• **Work to do**:
Going through the material below, please gather all lines with the word "drawn" in them.

## start Task material

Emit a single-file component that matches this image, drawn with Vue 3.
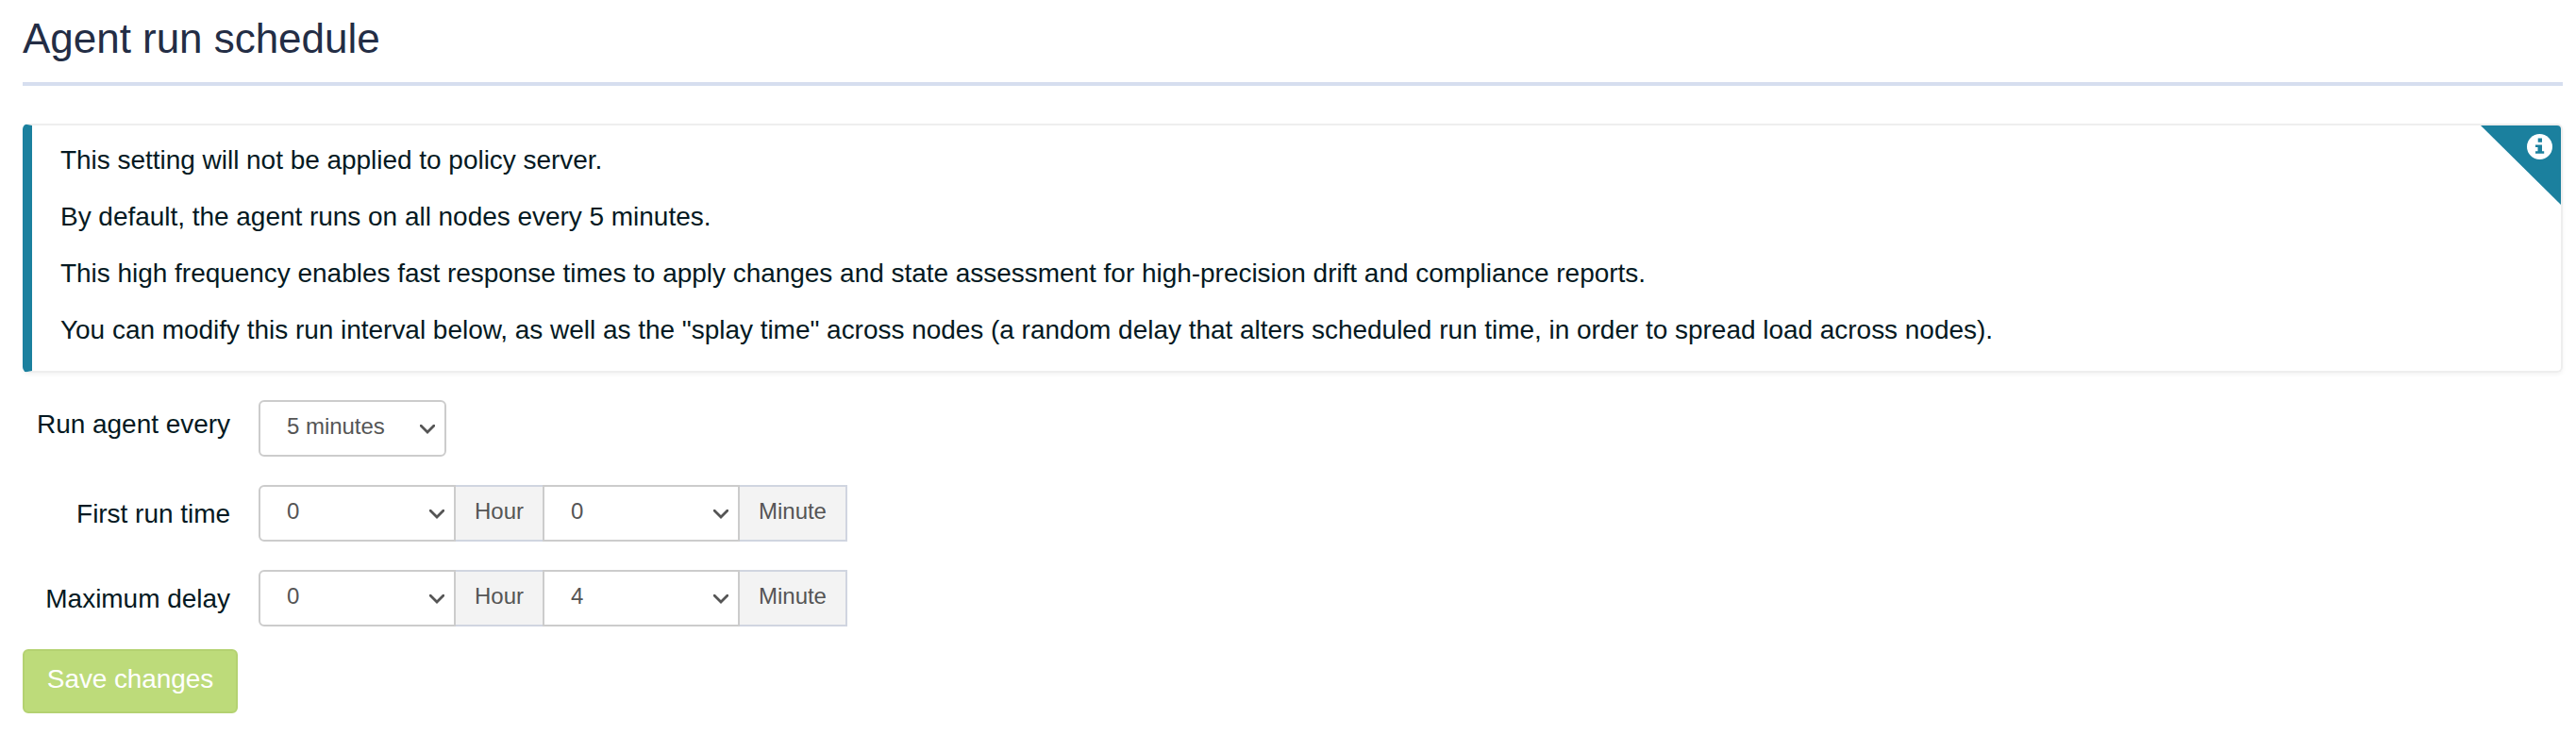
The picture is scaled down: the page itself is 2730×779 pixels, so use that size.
<script setup>
const notes = [
  'This setting will not be applied to policy server.',
  'By default, the agent runs on all nodes every 5 minutes.',
  'This high frequency enables fast response times to apply changes and state assessment for high-precision drift and compliance reports.',
  'You can modify this run interval below, as well as the "splay time" across nodes (a random delay that alters scheduled run time, in order to spread load across nodes).',
]

const rows = [
  { label: 'Run agent every', fields: [{ value: '5 minutes' }] },
  { label: 'First run time', fields: [{ value: '0', unit: 'Hour' }, { value: '0', unit: 'Minute' }] },
  { label: 'Maximum delay', fields: [{ value: '0', unit: 'Hour' }, { value: '4', unit: 'Minute' }] },
]
</script>

<template>
  <main class="page">
    <h1 class="title">Agent run schedule</h1>

    <section class="callout">
      <p v-for="note in notes" :key="note">{{ note }}</p>
      <div class="corner">
        <svg class="info" viewBox="0 0 27 27" aria-hidden="true">
          <circle cx="13.5" cy="13.5" r="13.5" fill="#fff" />
          <path d="M11.7 4.6h4.3v4.1h-4.3zM9 11.4h7v6.8h2.2v2.6H9v-2.6h2.5v-4.3H9z" fill="#1b809e" />
        </svg>
      </div>
    </section>

    <form class="form" @submit.prevent>
      <div v-for="row in rows" :key="row.label" class="row">
        <label class="label" :class="{ grouped: row.fields.length > 1 }">{{ row.label }}</label>
        <div class="group" :class="{ single: row.fields.length === 1 }">
          <template v-for="(field, i) in row.fields" :key="i">
            <div class="select" tabindex="0">
              <span>{{ field.value }}</span>
              <svg class="chevron" viewBox="0 0 16 10" aria-hidden="true">
                <path d="M1.2 1.2 8 8l6.8-6.8" fill="none" stroke="#555" stroke-width="2.8" stroke-linecap="square" />
              </svg>
            </div>
            <span v-if="field.unit" class="addon" :class="field.unit.toLowerCase()">{{ field.unit }}</span>
          </template>
        </div>
      </div>
      <button class="save" type="submit">Save changes</button>
    </form>
  </main>
</template>

<style>
body {
  background: #fff;
}
</style>

<style scoped>
.page {
  box-sizing: border-box;
  height: 779px;
  padding: 0 14px 0 24px;
  overflow: hidden;
  font-family: "Liberation Sans", Arial, sans-serif;
  font-size: 28px;
  line-height: 40px;
  letter-spacing: -0.03px;
  color: #041922;
}
.title {
  box-sizing: border-box;
  height: 91px;
  margin: 0 0 40px;
  padding-top: 16px;
  border-bottom: 4px solid #d6deef;
  font-size: 44px;
  font-weight: 400;
  line-height: 50px;
  color: #232d45;
}
.callout {
  position: relative;
  box-sizing: border-box;
  height: 264px;
  padding: 17px 30px 0;
  border: 2px solid #eee;
  border-left: 10px solid #1b809e;
  border-radius: 6px;
  box-shadow: 0 2px 4px rgba(0, 0, 0, 0.05);
}
.callout p {
  margin: 0 0 20px;
  white-space: nowrap;
}
.corner {
  position: absolute;
  top: 0;
  right: 0;
  width: 85px;
  height: 84px;
  border-top-right-radius: 4px;
  background: #1b809e;
  clip-path: polygon(0 0, 100% 0, 100% 100%);
}
.info {
  position: absolute;
  top: 9px;
  right: 9px;
  width: 27px;
  height: 27px;
}
.form {
  display: flex;
  flex-direction: column;
  align-items: flex-start;
  padding-top: 29px;
}
.row {
  display: flex;
  height: 60px;
  margin-bottom: 30px;
}
.label {
  width: 220px;
  margin-right: 30px;
  padding-top: 6px;
  text-align: right;
}
.label.grouped {
  padding-top: 11px;
}
.group {
  display: flex;
  font-size: 24px;
  line-height: 34px;
  color: #555;
}
.select {
  box-sizing: border-box;
  display: flex;
  justify-content: space-between;
  width: 209px;
  height: 60px;
  padding: 9px 10px 0 28px;
  border: 2px solid #ccc;
}
.select:first-child {
  border-radius: 6px 0 0 6px;
}
.single .select {
  width: 199px;
  border-radius: 6px;
}
.chevron {
  width: 16px;
  height: 10px;
  margin-top: 15px;
}
.addon {
  box-sizing: border-box;
  height: 60px;
  padding-top: 9px;
  border: solid #d0d5e0;
  border-width: 2px 0;
  background: #f3f3f3;
  text-align: center;
}
.hour {
  width: 92px;
}
.minute {
  width: 114px;
  border-right-width: 2px;
}
.save {
  box-sizing: border-box;
  width: 228px;
  height: 68px;
  margin-top: -6px;
  padding: 0 0 5px;
  border: 2px solid #b4d271;
  border-radius: 6px;
  background: #bddb7a;
  font: inherit;
  letter-spacing: -0.1px;
  color: #fff;
}
</style>
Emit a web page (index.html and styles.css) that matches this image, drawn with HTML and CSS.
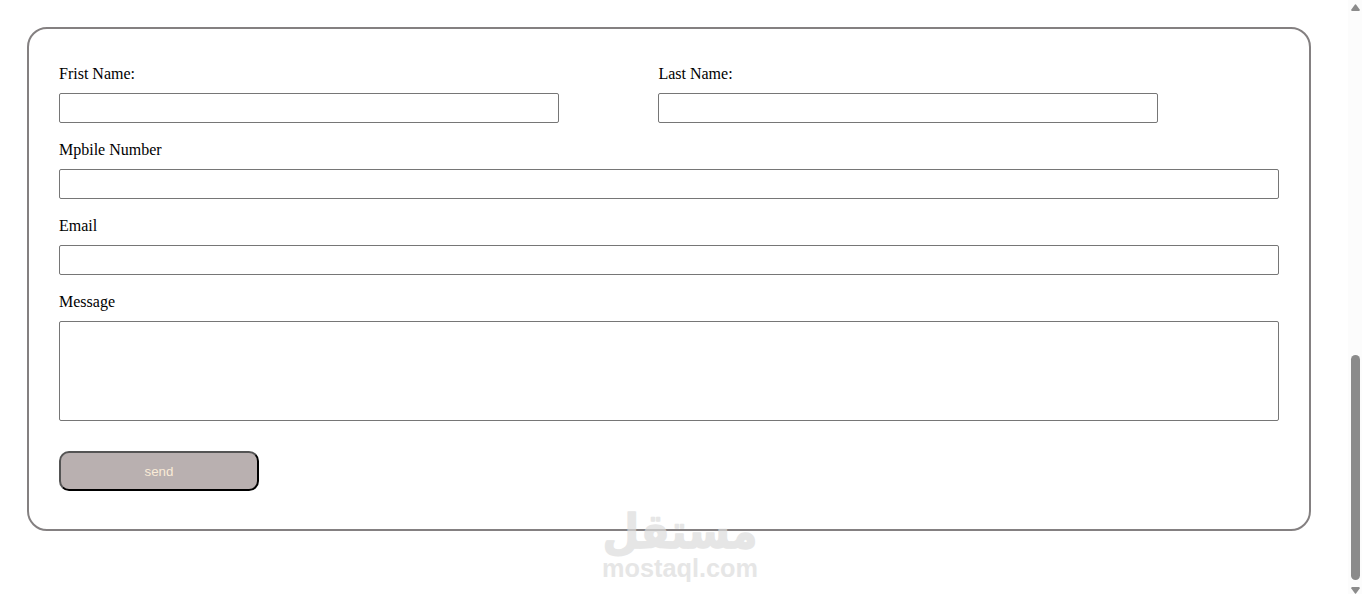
FILE: index.html
```html
<!DOCTYPE html>
<html lang="en">

<head>
    <meta charset="utf-8">
    <meta name="viewport" content="width=device-width, initial-scale=1">
    <title>Contact</title>
    <link rel="stylesheet" href="styles.css">
</head>

<body>
    <main>
        <form class="contact">
            <div class="names">
                <div class="field">
                    <label for="fname">Frist Name:</label>
                    <input type="text" id="fname">
                </div>
                <div class="field">
                    <label for="lname">Last Name:</label>
                    <input type="text" id="lname">
                </div>
            </div>
            <div class="field">
                <label for="mobile">Mpbile Number</label>
                <input type="text" id="mobile">
            </div>
            <div class="field">
                <label for="email">Email</label>
                <input type="email" id="email">
            </div>
            <div class="field">
                <label for="message">Message</label>
                <textarea id="message"></textarea>
            </div>
            <button type="button" class="send">send</button>
        </form>
    </main>

    <div class="scrollbar">
        <svg width="9" height="7" viewBox="0 0 9 7"><path d="M4 .5Q4.500 0 5 .5L8.700 5.500Q9 7 8 7H1Q0 7 .3 5.500Z"/></svg>
        <div class="thumb"></div>
        <svg width="9" height="7" viewBox="0 0 9 7"><path d="M4 6.500Q4.500 7 5 6.500L8.700 1.500Q9 0 8 0H1Q0 0 .3 1.500Z"/></svg>
    </div>

    <svg class="watermark" width="180" height="100" viewBox="-10 -14 180 100">
        <text class="arabic" x="80" y="40" text-anchor="middle" textLength="155" lengthAdjust="spacingAndGlyphs">مستقل</text>
        <text class="latin" x="2" y="69" textLength="156" lengthAdjust="spacingAndGlyphs">mostaql.com</text>
    </svg>
</body>

</html>
```
FILE: styles.css
```css
body {
    margin: 0;
    display: flex;
    height: 594px;
    overflow: hidden;
    position: relative;
    background-color: #fff;
    font-family: "Liberation Serif", "Times New Roman", serif;
    font-size: 16px;
}

main {
    flex: 1;
    padding: 27px 37px 0 27px;
}

.contact {
    box-sizing: border-box;
    height: 504px;
    padding: 36px 30px 30px;
    border: 2px solid #848081;
    border-radius: 20px;
}

.names {
    display: flex;
    gap: 99.4px;
}

.names .field {
    width: 500px;
}

.field {
    margin-bottom: 18px;
}

label {
    display: block;
    line-height: 18px;
    margin-bottom: 10px;
}

input,
textarea {
    display: block;
    box-sizing: border-box;
    width: 100%;
    height: 30px;
    border: 1px solid #767676;
    border-radius: 2px;
    background-color: #fff;
}

textarea {
    height: 100px;
    resize: none;
}

.send {
    display: block;
    width: 200px;
    height: 40px;
    margin-top: 30px;
    padding: 0;
    border: 2px outset #000;
    border-radius: 10px;
    background-color: #b9b0b0;
    color: antiquewhite;
    font-family: "Liberation Sans", Arial, sans-serif;
    font-size: 13.333px;
}

.scrollbar {
    box-sizing: border-box;
    width: 14px;
    padding: 4px 2px 0 3px;
    background-color: #fcfcfc;
}

.scrollbar svg {
    display: block;
    fill: #8b8b8b;
}

.thumb {
    width: 9px;
    height: 225px;
    margin: 344px 0 7px;
    border-radius: 5px;
    background-color: #8b8b8b;
}

.watermark {
    position: absolute;
    left: 590px;
    top: 494px;
    fill: #dcdcdc;
    opacity: .7;
}

.arabic {
    font: bold 48px "DejaVu Sans", sans-serif;
    stroke: #dcdcdc;
    stroke-width: 1.4;
    stroke-linejoin: round;
}

.latin {
    font: bold 25px "Liberation Sans", Arial, sans-serif;
}
```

## end Task material

• **Reply to the exercise**:
Emit a single-file component that matches this image, drawn with Vue 3.
Emit a web page (index.html and styles.css) that matches this image, drawn with HTML and CSS.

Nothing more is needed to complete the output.